## Task to carry out:
Transcribe the whole listing below without changing a word, but leave out every image.

*** Data segment ***

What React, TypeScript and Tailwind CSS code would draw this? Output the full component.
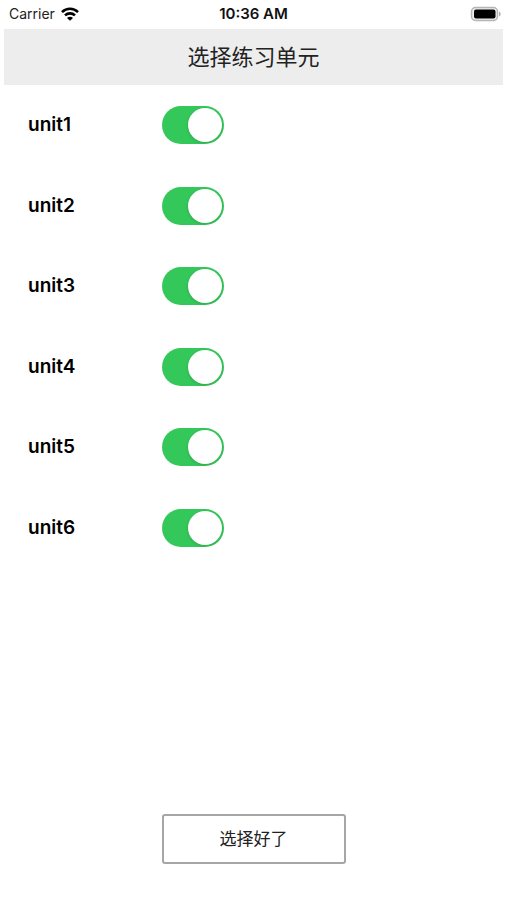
import { useState } from "react";

const units = ["unit1", "unit2", "unit3", "unit4", "unit5", "unit6"];

function WifiIcon() {
  return (
    <svg viewBox="0 0 18 14" className="h-[14px] w-[18px]" aria-hidden="true">
      <g fill="none" stroke="#000" strokeWidth="2.6">
        <path d="M1 5.1C5.5.7 12.5.7 17 5.1" />
        <path d="M4 8.4c2.8-2.7 7.2-2.7 10 0" />
      </g>
      <path d="M9 13.8 6 10.9c1.7-1.6 4.3-1.6 6 0z" fill="#000" />
    </svg>
  );
}

function BatteryIcon() {
  return (
    <svg viewBox="0 0 32 16" className="h-4 w-8" aria-hidden="true">
      <rect x="1.5" y="1.5" width="26" height="13" rx="4" fill="#eee" stroke="#b5b5b5" strokeWidth="1.5" />
      <rect x="4" y="3.5" width="21.5" height="9" rx="2" fill="#000" />
      <path d="M29 5.5c2.4 1 2.4 4 0 5z" fill="#b5b5b5" />
    </svg>
  );
}

function StatusBar() {
  return (
    <div className="grid h-[29px] grid-cols-3 items-center px-[5px] pb-[2px] leading-5">
      <div className="flex items-center gap-[6px] pl-1 text-sm text-[#222]">
        <span>Carrier</span>
        <WifiIcon />
      </div>
      <div className="text-center text-[15px] font-semibold whitespace-nowrap text-[#111]">10:36 AM</div>
      <div className="flex justify-end">
        <BatteryIcon />
      </div>
    </div>
  );
}

function UnitRow({ name }: { name: string }) {
  const [on, setOn] = useState(true);
  return (
    <li className="flex items-center px-7">
      <label htmlFor={name} className="w-[134px] text-[19px] leading-7 font-semibold text-black">
        {name}
      </label>
      <input
        id={name}
        type="checkbox"
        role="switch"
        checked={on}
        onChange={(e) => setOn(e.target.checked)}
        className="flex h-[38px] w-[62px] shrink-0 cursor-pointer appearance-none items-center rounded-full bg-[#e9e9ea] px-[2px] before:size-[34px] before:rounded-full before:bg-white before:shadow-[0_1px_3px_rgba(0,0,0,0.15)] before:content-[''] checked:justify-end checked:bg-[#34c759]"
      />
    </li>
  );
}

export default function App() {
  return (
    <div className="flex min-h-screen flex-col bg-white font-['Inter','Noto_Sans_CJK_SC',sans-serif]">
      <StatusBar />
      <header className="mx-1 flex h-14 items-center justify-center bg-[#ededed]">
        <h1 className="text-[22px] leading-8 text-[#222]">选择练习单元</h1>
      </header>
      <main className="flex grow flex-col">
        <ul className="grid h-[483px] grid-rows-6">
          {units.map((name) => (
            <UnitRow key={name} name={name} />
          ))}
        </ul>
        <button
          type="button"
          className="mx-auto mt-auto mb-9 h-[50px] w-[184px] rounded-[3px] border-2 border-[#a6a6a6] bg-white text-[17px] leading-6 text-[#222]"
        >
          选择好了
        </button>
      </main>
    </div>
  );
}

***

## Answer to the task:
What React, TypeScript and Tailwind CSS code would draw this? Output the full component.
import { useState } from "react";

const units = ["unit1", "unit2", "unit3", "unit4", "unit5", "unit6"];

function WifiIcon() {
  return (
    <svg viewBox="0 0 18 14" className="h-[14px] w-[18px]" aria-hidden="true">
      <g fill="none" stroke="#000" strokeWidth="2.6">
        <path d="M1 5.1C5.5.7 12.5.7 17 5.1" />
        <path d="M4 8.4c2.8-2.7 7.2-2.7 10 0" />
      </g>
      <path d="M9 13.8 6 10.9c1.7-1.6 4.3-1.6 6 0z" fill="#000" />
    </svg>
  );
}

function BatteryIcon() {
  return (
    <svg viewBox="0 0 32 16" className="h-4 w-8" aria-hidden="true">
      <rect x="1.5" y="1.5" width="26" height="13" rx="4" fill="#eee" stroke="#b5b5b5" strokeWidth="1.5" />
      <rect x="4" y="3.5" width="21.5" height="9" rx="2" fill="#000" />
      <path d="M29 5.5c2.4 1 2.4 4 0 5z" fill="#b5b5b5" />
    </svg>
  );
}

function StatusBar() {
  return (
    <div className="grid h-[29px] grid-cols-3 items-center px-[5px] pb-[2px] leading-5">
      <div className="flex items-center gap-[6px] pl-1 text-sm text-[#222]">
        <span>Carrier</span>
        <WifiIcon />
      </div>
      <div className="text-center text-[15px] font-semibold whitespace-nowrap text-[#111]">10:36 AM</div>
      <div className="flex justify-end">
        <BatteryIcon />
      </div>
    </div>
  );
}

function UnitRow({ name }: { name: string }) {
  const [on, setOn] = useState(true);
  return (
    <li className="flex items-center px-7">
      <label htmlFor={name} className="w-[134px] text-[19px] leading-7 font-semibold text-black">
        {name}
      </label>
      <input
        id={name}
        type="checkbox"
        role="switch"
        checked={on}
        onChange={(e) => setOn(e.target.checked)}
        className="flex h-[38px] w-[62px] shrink-0 cursor-pointer appearance-none items-center rounded-full bg-[#e9e9ea] px-[2px] before:size-[34px] before:rounded-full before:bg-white before:shadow-[0_1px_3px_rgba(0,0,0,0.15)] before:content-[''] checked:justify-end checked:bg-[#34c759]"
      />
    </li>
  );
}

export default function App() {
  return (
    <div className="flex min-h-screen flex-col bg-white font-['Inter','Noto_Sans_CJK_SC',sans-serif]">
      <StatusBar />
      <header className="mx-1 flex h-14 items-center justify-center bg-[#ededed]">
        <h1 className="text-[22px] leading-8 text-[#222]">选择练习单元</h1>
      </header>
      <main className="flex grow flex-col">
        <ul className="grid h-[483px] grid-rows-6">
          {units.map((name) => (
            <UnitRow key={name} name={name} />
          ))}
        </ul>
        <button
          type="button"
          className="mx-auto mt-auto mb-9 h-[50px] w-[184px] rounded-[3px] border-2 border-[#a6a6a6] bg-white text-[17px] leading-6 text-[#222]"
        >
          选择好了
        </button>
      </main>
    </div>
  );
}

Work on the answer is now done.